The Corrections, by Jonathan Franzen -- The year is 2001, I'd just gotten my first "real" job out of college, which allowed me to get an apartment on my own, as well. I was an absolutely insufferable pretentious 20-something, and I was still sure I was eventually destined for literary greatness. I grew an extremely regrettable goatee and started frequenting arty coffeeshops to read and sometimes write. I mention this sad anecdote because The Corrections was the book that kicked off this trend for me. Peripheral events aside, I really loved the book (and still do) and started trying to write like Franzen. Which I couldn't do and still can't and I'm not sure I want to.
Americanah, by Chimamanda Ngozi Adichie -- I read this in 2013, not too long after it initially came out, and it was one of those amazing reading experiences -- one of those we always quest after as readers -- that cracked the world wide open for me. They say reading books imbues readers with empathy, and that's what this book did for me. I didn't know what I didn't know about race before reading this.
Infinite Jest, by David Foster Wallace -- The sky is blue, water is wet, and I'm a GenX white guy who loves David Foster Wallace. 😎 I actually didn't read Infinite Jest, though, until 2008 after DFW had committed suicide, which probably made for a vastly different reading experience than if I'd read before I knew all about his battle with depression. I've been meaning for years to do a reread. Anyone want to join me?
The History of Love, by Nicole Krauss -- Not to get all mushy, but I read this in May 2016 when my now-wife and I had first started dating when I was feeling all the warm and fuzzies of new love. This book is an example of a reading experience that arrived at EXACTLY the right time. It's not even really a love story, but it does have some of the most profound and thought-provoking passages about love and art and what it means to live.
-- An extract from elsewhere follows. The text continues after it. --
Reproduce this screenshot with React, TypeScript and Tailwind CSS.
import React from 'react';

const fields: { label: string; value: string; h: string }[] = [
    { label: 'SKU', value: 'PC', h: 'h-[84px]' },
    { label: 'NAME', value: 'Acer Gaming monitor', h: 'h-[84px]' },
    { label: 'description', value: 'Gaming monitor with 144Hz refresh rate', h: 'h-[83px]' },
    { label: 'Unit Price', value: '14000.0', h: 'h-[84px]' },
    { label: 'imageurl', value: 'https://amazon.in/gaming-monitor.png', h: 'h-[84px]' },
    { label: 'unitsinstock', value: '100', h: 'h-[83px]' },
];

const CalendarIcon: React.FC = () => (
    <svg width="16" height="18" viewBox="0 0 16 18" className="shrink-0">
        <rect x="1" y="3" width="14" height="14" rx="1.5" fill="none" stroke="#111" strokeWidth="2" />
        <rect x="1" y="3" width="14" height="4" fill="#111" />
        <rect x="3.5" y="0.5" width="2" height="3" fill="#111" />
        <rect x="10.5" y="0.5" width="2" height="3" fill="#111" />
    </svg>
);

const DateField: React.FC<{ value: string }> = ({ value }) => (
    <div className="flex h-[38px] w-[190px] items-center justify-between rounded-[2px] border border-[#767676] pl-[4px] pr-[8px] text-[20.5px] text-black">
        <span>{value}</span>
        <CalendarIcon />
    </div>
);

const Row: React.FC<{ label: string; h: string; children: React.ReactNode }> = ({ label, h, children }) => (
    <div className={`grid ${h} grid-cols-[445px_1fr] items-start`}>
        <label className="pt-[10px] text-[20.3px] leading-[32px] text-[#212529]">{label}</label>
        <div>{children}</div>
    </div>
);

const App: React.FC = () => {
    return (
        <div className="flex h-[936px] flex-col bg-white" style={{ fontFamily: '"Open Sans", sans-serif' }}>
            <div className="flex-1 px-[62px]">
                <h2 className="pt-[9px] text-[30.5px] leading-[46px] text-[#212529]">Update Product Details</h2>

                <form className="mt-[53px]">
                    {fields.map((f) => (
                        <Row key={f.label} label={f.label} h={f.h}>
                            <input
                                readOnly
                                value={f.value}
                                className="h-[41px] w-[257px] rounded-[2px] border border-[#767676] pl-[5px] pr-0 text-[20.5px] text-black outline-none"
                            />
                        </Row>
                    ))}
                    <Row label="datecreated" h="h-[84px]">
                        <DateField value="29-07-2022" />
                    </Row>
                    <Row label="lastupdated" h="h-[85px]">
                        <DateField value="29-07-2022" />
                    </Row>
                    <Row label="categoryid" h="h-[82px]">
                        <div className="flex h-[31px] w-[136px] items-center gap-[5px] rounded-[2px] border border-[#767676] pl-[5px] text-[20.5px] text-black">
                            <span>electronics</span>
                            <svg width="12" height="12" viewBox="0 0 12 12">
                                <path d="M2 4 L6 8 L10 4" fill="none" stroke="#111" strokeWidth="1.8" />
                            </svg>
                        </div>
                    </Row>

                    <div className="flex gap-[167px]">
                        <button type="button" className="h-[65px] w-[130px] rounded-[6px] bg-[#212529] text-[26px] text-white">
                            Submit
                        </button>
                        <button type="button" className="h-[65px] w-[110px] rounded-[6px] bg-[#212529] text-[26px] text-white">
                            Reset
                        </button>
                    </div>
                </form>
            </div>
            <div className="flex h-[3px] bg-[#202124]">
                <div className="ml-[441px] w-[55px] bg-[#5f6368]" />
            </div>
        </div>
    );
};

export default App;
A Prayer for Owen Meany, by John Irving -- This was the first novel I literally stayed up all night to read, finishing it as the winter light began peaking through the window one early January morning. I love this book intensely, and think often about how it wrestles with questions of fate and free will. Plus Irving is (or at least was) an absolutely master storyteller.
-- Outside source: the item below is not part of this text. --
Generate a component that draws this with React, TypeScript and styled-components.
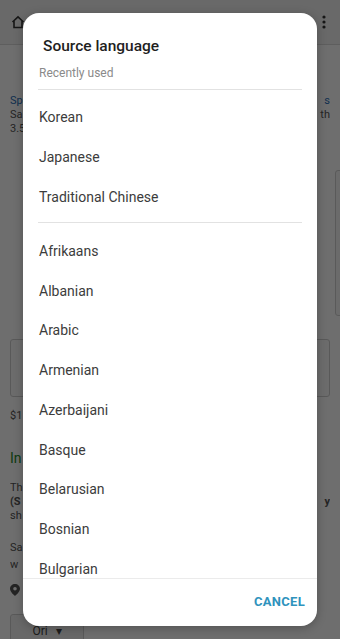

The Power of One, by Bryce Courtenay -- Why did I, a person who cares not for boxing, love a novel about a South African boxer so much? I honestly still don't know. But I did. I distinctly remember reading this at a coffee shop in Milwaukee in early fall of 2004, while the baristas had Oasis's debut album on, and me getting chills because I was loving reading this so much. That's another type of reading experience that we always look forward to as readers -- a "reader's high."
The Brothers K, by David James Duncan -- Depending on what day you ask me and what mood I'm in, there's at least a 75 percent chance I'll say this is my favorite novel of all time. It's a long family saga with a healthy dose of baseball. I read this a few months after I'd moved to Chicago in 2008, and I was struggling a little bit at the time, wondering if I'd made the right choice. I had, but this novel helped me through that tough time.
Fates and Furies, by Lauren Groff -- Lauren Groff is one of my top three favorite writers (probably my favorite, actually), and I always vacillate between Fates and Furies and Arcadia as my favorite of her novels. This novel is how you do a marriage story -- an inventive structure and a complete turning of expectations on their heads.
Gone Girl, by Gillian Flynn -- Whoa! I had no idea a thriller could be like this! This is another novel -- the book that launched a thousand copycats and a cottage industry of novels with "Girl" in the title -- that cracked my reading life wide open. I never read many so-called thrillers until this book. To me, this novel is like Nirvana's Smells Like Teen Spirit -- it's a popular piece of art that may not rouse the passions of stuffy critics, but nevertheless, it changed the world. I still love this book without an ounce of shame, and I can say without irony that I liked it before it was cool -- having read it the day it came out in June 2012.
This Is Where I Leave You, by Jonathan Tropper -- This was one of the first novels I read and then reviewed at The New Dork Review of Books way back in ... wait for it ... 2009! I honestly had no idea books could be this funny. After reading this, I immediately devoured all of Tropper's backlist, and discovered how much I loved this goofy genre dubbed "dude lit."
American Pastoral, by Philip Roth -- I read the fall of my senior year in college (okay, it was my second senior year -- hey, some of us need five) while I was suffering through a break-up. I remember constantly thinking as I read this -- the second time I'd read Roth (and I've read him more than a dozen times since) -- that, you know what, my life isn't that bad. It could always be worse. I could be Swede.
So there you have it: Thirteen books, each that literally changed my life. It sure was fun thinking about these books again, and as importantly, what I was doing and where I was in life when I read them.